It is a conundrum of wordsmiths that sometimes events are so horrible that words escape us. Bereft of the tools of our trade, we are left with what is perhaps the only appropriate response to something as heart-stopping as the massacre of children: Silence.
If I could get away with it, I might leave the rest of this space vacant. Call it a day. For this seems the sanest response to the horror. Out of respect for the living and the dead, we simply keep quiet, at least for a while.
But America isn’t much comfortable with silence or vacancy. We are all about the talk. We love our talk radio and our talk TV. We thrive on talking points and talk therapy. Talking things through is a religious ritual in the post-Oprah world.
I understand the impulse, of course. Hostage to my own revulsion, I write about the very things I rail against. Like so many, I can’t seem to land anywhere else. The “fiscal cliff,” the new African-American senator from South Carolina, new Cabinet picks — all are important, but suddenly seem trivial.
And so we ramble and sputter and repeat ourselves trying to find words that will make it possible to put this awful thing to rest.
Uneasily, we circle a too-familiar narrative. We’ve seen this movie before and know the characters well: The cops who speak in the terse, dispassionate language of the clinical investigator. The psychologists who burble banalities: Hug your children a little tighter and tell them you love them. The broadcast media who, forced to fill time and space by some edict from the ratings czars, babble inanities about tragedy, punctuated with corrections of misinformation uttered in previous time-filling excavations.

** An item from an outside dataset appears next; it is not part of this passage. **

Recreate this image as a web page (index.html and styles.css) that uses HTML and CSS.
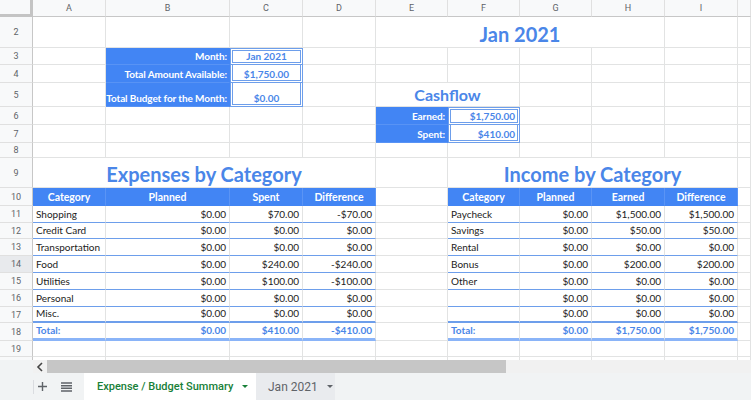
FILE: index.html
```html
<!DOCTYPE html>
<html lang="en">
<head>
  <meta charset="UTF-8" />
  <meta name="viewport" content="width=device-width, initial-scale=1.0" />
  <title>Expense / Budget Summary</title>
  <link rel="stylesheet" href="styles.css">
</head>
<body>
  <div class="sheet">
    <table class="grid">
      <colgroup>
        <col class="c-rh"><col class="c-a"><col class="c-b"><col class="c-c"><col class="c-d">
        <col class="c-e"><col class="c-f"><col class="c-g"><col class="c-h"><col class="c-i"><col class="c-j">
      </colgroup>
      <thead>
        <tr class="col-heads">
          <th class="corner"></th><th>A</th><th>B</th><th>C</th><th>D</th><th>E</th><th>F</th><th>G</th><th>H</th><th>I</th><th></th>
        </tr>
      </thead>
      <tbody>
        <tr class="h31">
          <th>2</th><td></td><td></td><td></td><td></td>
          <td colspan="4" class="title">Jan 2021</td><td></td><td></td>
        </tr>
        <tr class="h17">
          <th>3</th><td></td><td class="lbl">Month:</td><td class="box top">Jan 2021</td><td></td>
          <td></td><td></td><td></td><td></td><td></td><td></td>
        </tr>
        <tr class="h18">
          <th>4</th><td></td><td class="lbl">Total Amount Available:</td><td class="box">$1,750.00</td><td></td>
          <td></td><td></td><td></td><td></td><td></td><td></td>
        </tr>
        <tr class="h24">
          <th>5</th><td></td><td class="lbl">Total Budget for the Month:</td><td class="box">$0.00</td><td></td>
          <td colspan="2" class="subtitle">Cashflow</td><td></td><td></td><td></td><td></td>
        </tr>
        <tr class="h18">
          <th>6</th><td></td><td></td><td></td><td></td>
          <td class="lbl">Earned:</td><td class="box top num">$1,750.00</td><td></td><td></td><td></td><td></td>
        </tr>
        <tr class="h18">
          <th>7</th><td></td><td></td><td></td><td></td>
          <td class="lbl">Spent:</td><td class="box num">$410.00</td><td></td><td></td><td></td><td></td>
        </tr>
        <tr class="h15">
          <th>8</th><td></td><td></td><td></td><td></td><td></td><td></td><td></td><td></td><td></td><td></td>
        </tr>
        <tr class="h30">
          <th>9</th><td colspan="4" class="title">Expenses by Category</td><td></td>
          <td colspan="4" class="title">Income by Category</td><td></td>
        </tr>
        <tr class="h18">
          <th>10</th>
          <td class="hd">Category</td><td class="hd">Planned</td><td class="hd">Spent</td><td class="hd">Difference</td>
          <td></td>
          <td class="hd">Category</td><td class="hd">Planned</td><td class="hd">Earned</td><td class="hd">Difference</td>
          <td></td>
        </tr>
      </tbody>
      <tbody id="dataRows">
        <!-- Category rows inserted via JavaScript -->
      </tbody>
      <tbody>
        <tr class="h16">
          <th>19</th><td></td><td></td><td></td><td></td><td></td><td></td><td></td><td></td><td></td><td></td>
        </tr>
        <tr class="h17">
          <th></th><td></td><td></td><td></td><td></td><td></td><td></td><td></td><td></td><td></td><td></td>
        </tr>
      </tbody>
    </table>
  </div>

  <div class="hscroll">
    <div class="gutter"></div>
    <div class="arrow">
      <svg width="8" height="10" viewBox="0 0 8 10"><polyline points="6,1 2,5 6,9" fill="none" stroke="#444" stroke-width="1.6"/></svg>
    </div>
    <div class="thumb"></div>
    <div class="track"></div>
  </div>

  <div class="tabbar">
    <div class="tools">
      <span class="divider"></span>
      <svg class="add" width="9" height="9" viewBox="0 0 9 9"><path d="M4.5 0v9M0 4.5h9" stroke="#5f6368" stroke-width="1.4"/></svg>
      <svg class="list" width="11" height="10" viewBox="0 0 11 10"><path d="M0 1h11M0 3.7h11M0 6.3h11M0 9h11" stroke="#5f6368" stroke-width="1.4"/></svg>
    </div>
    <div class="tab active">Expense / Budget Summary <span class="caret"></span></div>
    <div class="tab">Jan 2021 <span class="caret"></span></div>
  </div>

  <script>
    const expenses = [
      ['Shopping', '$0.00', '$70.00', '-$70.00'],
      ['Credit Card', '$0.00', '$0.00', '$0.00'],
      ['Transportation', '$0.00', '$0.00', '$0.00'],
      ['Food', '$0.00', '$240.00', '-$240.00'],
      ['Utilities', '$0.00', '$100.00', '-$100.00'],
      ['Personal', '$0.00', '$0.00', '$0.00'],
      ['Misc.', '$0.00', '$0.00', '$0.00'],
      ['Total:', '$0.00', '$410.00', '-$410.00'],
    ];

    const income = [
      ['Paycheck', '$0.00', '$1,500.00', '$1,500.00'],
      ['Savings', '$0.00', '$50.00', '$50.00'],
      ['Rental', '$0.00', '$0.00', '$0.00'],
      ['Bonus', '$0.00', '$200.00', '$200.00'],
      ['Other', '$0.00', '$0.00', '$0.00'],
      ['', '$0.00', '$0.00', '$0.00'],
      ['', '$0.00', '$0.00', '$0.00'],
      ['Total:', '$0.00', '$1,750.00', '$1,750.00'],
    ];

    const heights = [17, 16, 17, 17, 17, 17, 16, 18];

    function cells(row, cls) {
      return `<td class="${cls} cat">${row[0]}</td>` +
        row.slice(1).map(v => `<td class="${cls} num">${v}</td>`).join('');
    }

    document.getElementById('dataRows').innerHTML = expenses.map((row, i) => {
      let cls = 'line';
      if (i === expenses.length - 2) cls = 'line last';
      if (i === expenses.length - 1) cls = 'line total';
      return `
        <tr class="h${heights[i]}">
          <th class="${i === 3 ? 'sel' : ''}">${i + 11}</th>
          ${cells(row, cls)}
          <td></td>
          ${cells(income[i], cls)}
          <td></td>
        </tr>`;
    }).join('');
  </script>
</body>
</html>
```

FILE: styles.css
```css
:root {
  --fill-blue: #4285f4;
  --text-blue: #4a86e8;
  --line-blue: #6d9eeb;
  --grid-line: #e2e3e3;
}

* {
  box-sizing: border-box;
}

body {
  margin: 0;
  width: 751px;
  height: 400px;
  overflow: hidden;
  background: #fff;
  font-family: Lato, 'Open Sans', sans-serif;
}

.sheet {
  height: 360px;
  overflow: hidden;
}

.grid {
  width: 751px;
  table-layout: fixed;
  border-collapse: separate;
  border-spacing: 0;
}

.c-rh { width: 33px; }
.c-a { width: 73px; }
.c-b { width: 124px; }
.c-c { width: 73px; }
.c-d { width: 73px; }
.c-e { width: 72px; }
.c-f { width: 72px; }
.c-g { width: 72px; }
.c-h { width: 73px; }
.c-i { width: 73px; }
.c-j { width: 13px; }

/* row heights, like the sheet's own */
.col-heads { height: 17px; }
.h15 { height: 15px; }
.h16 { height: 16px; }
.h17 { height: 17px; }
.h18 { height: 18px; }
.h24 { height: 24px; }
.h30 { height: 30px; }
.h31 { height: 31px; }

.grid th {
  padding: 0;
  background: #f8f9fa;
  color: #5f6368;
  font: 400 9px Roboto, Arial, sans-serif;
  text-align: center;
  vertical-align: middle;
  border-right: 1px solid #c7c7c7;
  border-bottom: 1px solid #e0e0e0;
}

.col-heads th {
  border-right-color: #e0e0e0;
  border-bottom-color: #c7c7c7;
}

.grid th.corner {
  border-right: 3px solid #c4c4c4;
  border-bottom: 3px solid #c4c4c4;
}

.grid th.sel {
  background: #e8eaed;
}

.grid td {
  padding: 0 3px 2px;
  border-right: 1px solid var(--grid-line);
  border-bottom: 1px solid var(--grid-line);
  color: #222;
  font-size: 10px;
  line-height: 12px;
  vertical-align: bottom;
  white-space: nowrap;
  overflow: hidden;
}

.grid td.title {
  padding-bottom: 1px;
  color: var(--text-blue);
  font-size: 20px;
  font-weight: 700;
  line-height: 24px;
  text-align: center;
}

.grid td.subtitle {
  padding-bottom: 1px;
  color: var(--text-blue);
  font-size: 16px;
  font-weight: 700;
  line-height: 20px;
  text-align: center;
}

.grid td.lbl {
  background: var(--fill-blue);
  border-right-color: var(--fill-blue);
  border-bottom-color: #5893f5;
  padding: 0 2px 2px 0;
  color: #fff;
  font-weight: 700;
  letter-spacing: -0.1px;
  text-align: right;
}

.grid td.box {
  border: 3px double var(--line-blue);
  border-top: 0;
  padding: 0 2px 1px;
  color: var(--text-blue);
  font-weight: 700;
  line-height: 10px;
  text-align: center;
}

.grid td.box.top {
  border-top: 3px double var(--line-blue);
}

.grid td.box.num {
  text-align: right;
}

.grid td.hd {
  background: var(--fill-blue);
  border-right-color: #5a94f5;
  border-bottom-color: var(--fill-blue);
  padding: 0 2px;
  color: #fff;
  font-size: 10.5px;
  font-weight: 700;
  text-align: center;
  vertical-align: middle;
}

.grid td.num {
  text-align: right;
}

.grid td.line {
  border-bottom: 1px solid var(--line-blue);
}

.grid td.line.last {
  border-bottom: 2px solid var(--line-blue);
}

.grid td.line.total {
  border-bottom: 3px solid #8ab4f8;
  color: var(--text-blue);
  font-weight: 700;
}

.hscroll {
  display: flex;
  height: 13px;
  background: #f1f3f4;
}

.hscroll .gutter {
  width: 33px;
  background: #f1f3f4;
}

.hscroll .arrow {
  width: 14px;
  display: flex;
  align-items: center;
  justify-content: center;
  background: #f1f1f1;
}

.hscroll .thumb {
  width: 459px;
  background: #c6c6c6;
}

.hscroll .track {
  flex: 1;
  background: #f1f1f1;
}

.tabbar {
  display: flex;
  height: 27px;
  background: #f1f3f4;
  font-family: Roboto, Arial, sans-serif;
}

.tools {
  width: 84px;
  display: flex;
  align-items: center;
  padding-left: 33px;
}

.tools .divider {
  width: 1px;
  height: 14px;
  background: #dadce0;
}

.tools .add {
  margin-left: 4px;
}

.tools .list {
  margin-left: 14px;
}

.tab {
  display: flex;
  align-items: center;
  gap: 9px;
  width: 79px;
  padding-left: 12px;
  background: #e9ebee;
  color: #5f6368;
  font-size: 12px;
  white-space: nowrap;
}

.tab.active {
  width: 172px;
  padding-left: 13px;
  background: #fff;
  color: #188038;
  font-size: 11px;
  font-weight: 500;
}

.caret {
  width: 0;
  height: 0;
  border-left: 3px solid transparent;
  border-right: 3px solid transparent;
  border-top: 3.5px solid currentColor;
}
```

Meanwhile the scavengers of doom convene — volunteer prophets, prayer leaders and profiteers declaiming the evils of guns or violent games — or finding some way to insert themselves into the drama. Strangest of these was the mother who got herself on TV by proclaiming on her blog: “I am Adam Lanza’s mother.”
Liza Long, who has blogged about her life as an often-despairing mother, explained that her 13-year-old son, “Michael,” is mentally ill and likely to become the next mass murderer.
Regardless of how daunting it must be to fear your son might be headed for serious trouble, Michael surely won’t be helped by seeing his mother telling the world about it. Nevertheless, Long was heralded by many as a heroine for finally launching the Long Overdue Honest Conversation about Mental Health in America. This, in the talking-est, confessing-est, sharing-est nation in the history of mankind.
Perhaps Long has reached a breaking point and is terrified, as she insists. But her foray into the public square, injecting her own child into the conversation as other parents are reeling from devastating loss, feels like stagecraft born of narcissism rather than maternal concern.
Of course Long wouldn’t have been more than a viral blip had the media not engaged her to — God help us — share her story. She was the “get” of the day — a blogospheric phenomenon that captured the zeitgeist. Why, everyone was tweeting about her!
In the midst of all this madness were the legions of parents who wisely turned off the television and tossed the newspapers, who averted their gazes and protected their children from the photographs of those other little ones. I’ve spoken to dozens of such parents who uniformly say, “It’s too much. I can’t bear it.”
Instead, they bundle up their children and place their faith in the abundance of goodness that usually surrounds them, sending them on their way. In time the talk will turn back to the cliff, the senator and the Cabinet, even as we resign ourselves to the inevitability of the next tragedy.
This is because we know that though laws and policies can make small differences in the total tallies of the dead, the only thing that can displace evil is, as President Obama put it, love. Even this word sounds trite because we have trivialized it, substituting sentiment for meaning with our confections and paper cutouts.
Love is not just a valentine. It is a covenant with the greater good. It involves charity, compassion, empathy, self-sacrifice and, yes, listening. I don’t have any final words of wisdom, but do submit that the more yakking we do, the less likely we are to find the clarity we seek.